I really had no idea why we were choosing to re-imagine this old chestnut from the ‘70s, aside from a dark teenage fixation. If we were going to expend the required amount of time and energy into hauling this project into being, there ought to be a reason. To paraphrase Victor Hugo, material that is not universal and timeless isn’t really worth exploring.
Whenever Waterwell embarks on a new project we try to find a central question that we can continuously come back to in order to make sure we’re on the right track. For Goodbar I had stumbled upon a proverb that the Buddhist nun, Pema Chodron, used in a lecture I’d head: “Death is certain; the time of death is uncertain; what is the most important thing?”
We all reread Judith Rossner’s strange third-person-omniscient novel, fired up my old VHS copy of the movie and wrote fifteen new songs in under eight months.

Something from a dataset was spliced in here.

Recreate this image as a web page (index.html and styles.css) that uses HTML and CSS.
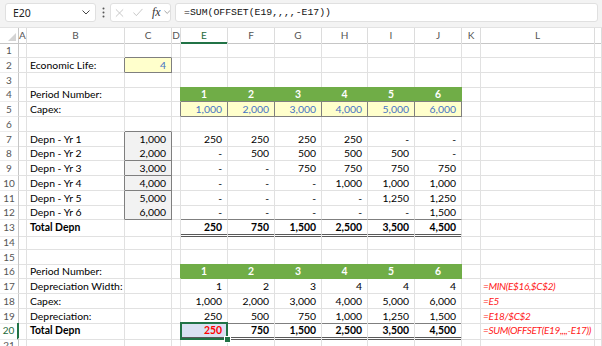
FILE: index.html
```html
<!DOCTYPE html>
<html lang="en">
<head>
    <meta charset="UTF-8">
    <title>Depreciation - OFFSET</title>
    <link rel="stylesheet" href="styles.css">
</head>
<body>
    <div class="fbar">
        <div class="namebox">
            <span>E20</span>
            <svg width="8" height="5" viewBox="0 0 8 5"><path d="M0.5 0.5L4 4L7.5 0.5" fill="none" stroke="#444" stroke-width="1"/></svg>
        </div>
        <div class="dots">
            <svg width="3" height="11" viewBox="0 0 3 11"><circle cx="1.5" cy="1.5" r="1"/><circle cx="1.5" cy="5.5" r="1"/><circle cx="1.5" cy="9.5" r="1"/></svg>
        </div>
        <div class="tools">
            <svg width="10" height="10" viewBox="0 0 10 10"><path d="M1 1L9 9M9 1L1 9" stroke="#c2c2c2" stroke-width="1"/></svg>
            <svg width="11" height="9" viewBox="0 0 11 9"><path d="M0.5 4.5L3.7 8L10.5 0.5" fill="none" stroke="#c2c2c2" stroke-width="1"/></svg>
            <span class="fx">fx</span>
            <svg width="7" height="5" viewBox="0 0 7 5"><path d="M0.5 0.5L3.5 3.5L6.5 0.5" fill="none" stroke="#9a9a9a" stroke-width="1"/></svg>
        </div>
        <div class="formula">=SUM(OFFSET(E19,,,,-E17))</div>
    </div>

    <div class="sheet">
        <div class="hdr">
            <div class="corner"><svg width="8" height="8" viewBox="0 0 8 8"><path d="M8 0V8H0Z" fill="#d4d4d4"/></svg></div>
            <div class="ch">A</div><div class="ch">B</div><div class="ch">C</div><div class="ch">D</div>
            <div class="ch on">E</div><div class="ch">F</div><div class="ch">G</div><div class="ch">H</div>
            <div class="ch">I</div><div class="ch">J</div><div class="ch">K</div><div class="ch">L</div><div class="ch"></div>
        </div>

        <div class="row">
            <div class="rh">1</div><div class="c"></div><div class="c"></div><div class="c bb"></div><div class="c"></div>
            <div class="c"></div><div class="c"></div><div class="c"></div><div class="c"></div><div class="c"></div><div class="c"></div>
            <div class="c"></div><div class="c"></div><div class="c"></div>
        </div>
        <div class="row">
            <div class="rh">2</div><div class="c"></div><div class="c br">Economic Life:</div><div class="c yel n">4</div><div class="c"></div>
            <div class="c"></div><div class="c"></div><div class="c"></div><div class="c"></div><div class="c"></div><div class="c"></div>
            <div class="c"></div><div class="c"></div><div class="c"></div>
        </div>
        <div class="row">
            <div class="rh">3</div><div class="c"></div><div class="c"></div><div class="c"></div><div class="c"></div>
            <div class="c gb"></div><div class="c gb"></div><div class="c gb"></div><div class="c gb"></div><div class="c gb"></div><div class="c gb"></div>
            <div class="c"></div><div class="c"></div><div class="c"></div>
        </div>
        <div class="row">
            <div class="rh">4</div><div class="c"></div><div class="c">Period Number:</div><div class="c"></div><div class="c gr"></div>
            <div class="c grn bb">1</div><div class="c grn bb">2</div><div class="c grn bb">3</div><div class="c grn bb">4</div><div class="c grn bb">5</div><div class="c grn bb">6</div>
            <div class="c"></div><div class="c"></div><div class="c"></div>
        </div>
        <div class="row">
            <div class="rh">5</div><div class="c"></div><div class="c">Capex:</div><div class="c"></div><div class="c br"></div>
            <div class="c yel n">1,000</div><div class="c yel n">2,000</div><div class="c yel n">3,000</div><div class="c yel n">4,000</div><div class="c yel n">5,000</div><div class="c yel n">6,000</div>
            <div class="c"></div><div class="c"></div><div class="c"></div>
        </div>
        <div class="row">
            <div class="rh">6</div><div class="c"></div><div class="c"></div><div class="c bb"></div><div class="c"></div>
            <div class="c"></div><div class="c"></div><div class="c"></div><div class="c"></div><div class="c"></div><div class="c"></div>
            <div class="c"></div><div class="c"></div><div class="c"></div>
        </div>
        <div class="row">
            <div class="rh">7</div><div class="c"></div><div class="c br">Depn - Yr 1</div><div class="c box n">1,000</div><div class="c"></div>
            <div class="c n">250</div><div class="c n">250</div><div class="c n">250</div><div class="c n">250</div><div class="c n">-</div><div class="c n">-</div>
            <div class="c"></div><div class="c"></div><div class="c"></div>
        </div>
        <div class="row">
            <div class="rh">8</div><div class="c"></div><div class="c br">Depn - Yr 2</div><div class="c box n">2,000</div><div class="c"></div>
            <div class="c n">-</div><div class="c n">500</div><div class="c n">500</div><div class="c n">500</div><div class="c n">500</div><div class="c n">-</div>
            <div class="c"></div><div class="c"></div><div class="c"></div>
        </div>
        <div class="row">
            <div class="rh">9</div><div class="c"></div><div class="c br">Depn - Yr 3</div><div class="c box n">3,000</div><div class="c"></div>
            <div class="c n">-</div><div class="c n">-</div><div class="c n">750</div><div class="c n">750</div><div class="c n">750</div><div class="c n">750</div>
            <div class="c"></div><div class="c"></div><div class="c"></div>
        </div>
        <div class="row">
            <div class="rh">10</div><div class="c"></div><div class="c br">Depn - Yr 4</div><div class="c box n">4,000</div><div class="c"></div>
            <div class="c n">-</div><div class="c n">-</div><div class="c n">-</div><div class="c n">1,000</div><div class="c n">1,000</div><div class="c n">1,000</div>
            <div class="c"></div><div class="c"></div><div class="c"></div>
        </div>
        <div class="row">
            <div class="rh">11</div><div class="c"></div><div class="c br">Depn - Yr 5</div><div class="c box n">5,000</div><div class="c"></div>
            <div class="c n">-</div><div class="c n">-</div><div class="c n">-</div><div class="c n">-</div><div class="c n">1,250</div><div class="c n">1,250</div>
            <div class="c"></div><div class="c"></div><div class="c"></div>
        </div>
        <div class="row">
            <div class="rh">12</div><div class="c"></div><div class="c br">Depn - Yr 6</div><div class="c box n">6,000</div><div class="c"></div>
            <div class="c n bb">-</div><div class="c n bb">-</div><div class="c n bb">-</div><div class="c n bb">-</div><div class="c n bb">-</div><div class="c n bb">1,500</div>
            <div class="c"></div><div class="c"></div><div class="c"></div>
        </div>
        <div class="row">
            <div class="rh">13</div><div class="c"></div><div class="c b">Total Depn</div><div class="c"></div><div class="c"></div>
            <div class="c n b dbl">250</div><div class="c n b dbl">750</div><div class="c n b dbl">1,500</div><div class="c n b dbl">2,500</div><div class="c n b dbl">3,500</div><div class="c n b dbl">4,500</div>
            <div class="c"></div><div class="c"></div><div class="c"></div>
        </div>
        <div class="row">
            <div class="rh">14</div><div class="c"></div><div class="c"></div><div class="c"></div><div class="c"></div>
            <div class="c"></div><div class="c"></div><div class="c"></div><div class="c"></div><div class="c"></div><div class="c"></div>
            <div class="c"></div><div class="c"></div><div class="c"></div>
        </div>
        <div class="row">
            <div class="rh">15</div><div class="c"></div><div class="c"></div><div class="c"></div><div class="c"></div>
            <div class="c gb"></div><div class="c gb"></div><div class="c gb"></div><div class="c gb"></div><div class="c gb"></div><div class="c gb"></div>
            <div class="c"></div><div class="c"></div><div class="c"></div>
        </div>
        <div class="row">
            <div class="rh">16</div><div class="c"></div><div class="c">Period Number:</div><div class="c"></div><div class="c gr"></div>
            <div class="c grn">1</div><div class="c grn">2</div><div class="c grn">3</div><div class="c grn">4</div><div class="c grn">5</div><div class="c grn">6</div>
            <div class="c"></div><div class="c"></div><div class="c"></div>
        </div>
        <div class="row">
            <div class="rh">17</div><div class="c"></div><div class="c">Depreciation Width:</div><div class="c"></div><div class="c"></div>
            <div class="c n">1</div><div class="c n">2</div><div class="c n">3</div><div class="c n">4</div><div class="c n">4</div><div class="c n">4</div>
            <div class="c"></div><div class="c fml">=MIN(E$16,$C$2)</div><div class="c"></div>
        </div>
        <div class="row">
            <div class="rh">18</div><div class="c"></div><div class="c">Capex:</div><div class="c"></div><div class="c"></div>
            <div class="c n">1,000</div><div class="c n">2,000</div><div class="c n">3,000</div><div class="c n">4,000</div><div class="c n">5,000</div><div class="c n">6,000</div>
            <div class="c"></div><div class="c fml">=E5</div><div class="c"></div>
        </div>
        <div class="row">
            <div class="rh">19</div><div class="c"></div><div class="c">Depreciation:</div><div class="c"></div><div class="c"></div>
            <div class="c n bb">250</div><div class="c n bb">500</div><div class="c n bb">750</div><div class="c n bb">1,000</div><div class="c n bb">1,250</div><div class="c n bb">1,500</div>
            <div class="c"></div><div class="c fml">=E18/$C$2</div><div class="c"></div>
        </div>
        <div class="row">
            <div class="rh on">20</div><div class="c"></div><div class="c b">Total Depn</div><div class="c"></div><div class="c"></div>
            <div class="c n b dbl red cur">250</div><div class="c n b dbl">750</div><div class="c n b dbl">1,500</div><div class="c n b dbl">2,500</div><div class="c n b dbl">3,500</div><div class="c n b dbl">4,500</div>
            <div class="c"></div><div class="c fml">=SUM(OFFSET(E19,,,,-E17))</div><div class="c"></div>
        </div>
        <div class="row">
            <div class="rh">21</div><div class="c"></div><div class="c"></div><div class="c"></div><div class="c"></div>
            <div class="c"></div><div class="c"></div><div class="c"></div><div class="c"></div><div class="c"></div><div class="c"></div>
            <div class="c"></div><div class="c"></div><div class="c"></div>
        </div>
    </div>
</body>
</html>
```

FILE: styles.css
```css
body {
    margin: 0;
    width: 602px;
    height: 346px;
    overflow: hidden;
    background: #fff;
    font-family: Lato, "Liberation Sans", sans-serif;
    font-size: 10.4px;
    color: #000;
}

/* formula bar */
.fbar {
    display: flex;
    align-items: center;
    height: 28px;
    padding: 0 4px 2px 5px;
    box-sizing: border-box;
    background: #f3f3f3;
    border-bottom: 1px solid #e2e2e2;
}

.namebox {
    display: flex;
    align-items: center;
    justify-content: space-between;
    width: 91px;
    height: 19px;
    padding: 0 5px 0 7px;
    box-sizing: border-box;
    background: #fff;
    border: 1px solid #e0e0e0;
    border-radius: 3px;
    font-family: "Noto Sans", sans-serif;
    font-size: 10.5px;
    color: #222;
}

.dots {
    width: 14px;
    display: flex;
    justify-content: center;
    fill: #555;
}

.tools {
    display: flex;
    align-items: center;
    gap: 9px;
    width: 61px;
    height: 19px;
    padding-left: 4px;
    box-sizing: border-box;
    background: #fff;
    border: 1px solid #e0e0e0;
    border-radius: 3px;
}

.fx {
    margin-right: -6px;
    font-family: "Liberation Serif", serif;
    font-style: italic;
    font-size: 12px;
    color: #333;
}

.formula {
    flex: 1;
    height: 19px;
    margin-left: 4px;
    padding-left: 8px;
    box-sizing: border-box;
    background: #fff;
    border: 1px solid #e0e0e0;
    border-radius: 3px;
    font-family: "Liberation Mono", monospace;
    font-size: 9.8px;
    line-height: 17px;
    color: #111;
}

/* grid */
.hdr,
.row {
    display: grid;
    grid-template-columns: 19px 8px 98px 47px 9px 47px 47px 47px 46px 47px 47px 19px 114px 1fr;
}

.hdr {
    height: 15px;
}

.row {
    height: 14.75px;
}

.corner {
    display: flex;
    align-items: flex-end;
    justify-content: flex-end;
    padding: 0 2px 2px 0;
    border-right: 1px solid #c6c6c6;
    border-bottom: 1px solid #c6c6c6;
}

.ch {
    border-right: 1px solid #dcdcdc;
    border-bottom: 1px solid #c6c6c6;
    text-align: center;
    line-height: 14px;
    font-size: 10px;
    color: #555;
}

.ch.on {
    color: #1e6b3c;
    border-bottom: 2px solid #217346;
}

.rh {
    box-sizing: border-box;
    border-right: 1px solid #c6c6c6;
    border-bottom: 1px solid #ececec;
    text-align: center;
    line-height: 14px;
    font-size: 10px;
    color: #555;
}

.rh.on {
    color: #1e6b3c;
    border-right: 2px solid #217346;
}

.c {
    box-sizing: border-box;
    padding: 0 3px;
    border-right: 1px solid #e1e1e1;
    border-bottom: 1px solid #e1e1e1;
    line-height: 14px;
    white-space: nowrap;
}

.n {
    text-align: right;
    padding-right: 5px;
}

.b {
    font-weight: bold;
}

.grn {
    background: #70ad47;
    color: #fff;
    font-weight: bold;
    text-align: center;
    border-right-color: #70ad47;
    border-bottom-color: #70ad47;
}

.gr {
    border-right-color: #70ad47;
}

.gb {
    border-bottom-color: #70ad47;
}

.yel {
    background: #ffffcc;
    color: #4472c4;
    border-right-color: #7f7f7f;
    border-bottom-color: #7f7f7f;
}

.box {
    background: #f2f2f2;
    border-right-color: #7f7f7f;
    border-bottom-color: #7f7f7f;
}

.br {
    border-right-color: #7f7f7f;
}

.bb {
    border-bottom-color: #7f7f7f;
}

.dbl {
    border-bottom: 3px double #595959;
}

.red {
    color: #ff0000;
}

.fml {
    padding-left: 2px;
    color: #ff2020;
    font-style: italic;
    font-size: 10px;
    letter-spacing: -0.35px;
}

/* active cell */
.cur {
    position: relative;
    background: #d9e1f2;
}

.cur::after {
    content: "";
    position: absolute;
    top: -1px;
    left: -1px;
    right: -1px;
    bottom: -3px;
    border: 2px solid #217346;
}

.cur::before {
    content: "";
    position: absolute;
    right: -4px;
    bottom: -6px;
    width: 5px;
    height: 5px;
    background: #217346;
    border: 1px solid #fff;
    z-index: 1;
}
```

As is often the case when you collaborate with a bunch of creative kooks, the project you each hold so dearly begins to take on a life of its own, dictating to you what it wants to be and your job is to hold on; not too loosely and not too tight.
One thing we all seemed to agree on was that we did not want this to be Looking for Mr. Goodbar: The Musical! Any source material from the ‘70s has the potential to become a kitsch-fest, and there was something deep, dark and timeless about the material, which kept calling us back to it. Plus, we’d all seen our share of Off-Broadway and Broadway “rock musicals” which had missed the mark; just more showtunes played on the electric guitar, sung by trained conservatory voices with stick-on faux-hawks. We had something more along the lines of Kte Baush’s Hounds of Love or The Who’s Tommy in mind.
Bambi is an actual rock band and we wanted to revisit the lost art of the concept album. What we aim at is closer to a classical oratorio than anything else; something with deep, resonant themes that‘s all music all the time; no contrived scenes, just rock and roll with enough abstracted holes in between songs so the audience can fill in the blanks with themselves.
We did want to be true to the story though, which had a few plot points and six main characters, so we enlisted the help of the stellar video artist, Alex Koch. We decided that we’d need a feature-length video element to help us clarify the story and characters we’re portraying. It seemed a logical next step to enlist the help of actor friends to appear in the video and through a few crafty emails we were able to get Ira Glass, Bobby Cannavale, Dave Hill and other New York notables to lend their time and talents to the project.
For the roles of the main character, Theresa, and her killer Gary, however, Hanna and I decided to step up to the plate. We figured if we were going to take on such dark material we ought to put our money where our mouths were. This meant recreating the final, blood-curdling murder scene.
So I grew a creeper moustache and met Hanna and the crew at a friend’s apartment this past Sunday night. In keeping with the story, I simulated a sex scene with my dear friend, tied her up with a phone cord and stabbed her to death (Hanna’s currently alive and well performing another show in Canada). The cameraman suggested that he shoot the actual stabbing from her perspective. He didn’t want to get fake blood on his nice shirt though, so he stripped down to his undies (I was already in mine) and I straddled him with a switchblade in hand while our director, Arian Moayed, stood by, flinging fake blood at me from a jam jar with a tablespoon as I pretended to stab him to death.
My life is weird.
We still have a few weeks of rehearsal; choreographing and staging the show, which will premier at East River Park on August 20th.
It’s interesting to see how little seeds unknowingly planted in the past begin to spring up years and years later.
The show will continue to grow and change, and who, really, can say what will happen to our baby? Who can really spend too much time worrying about what will happen next when we’re all having such an amazingly fulfilling time creating something together?
Death is certain; the time of death is uncertain; what is the most important thing?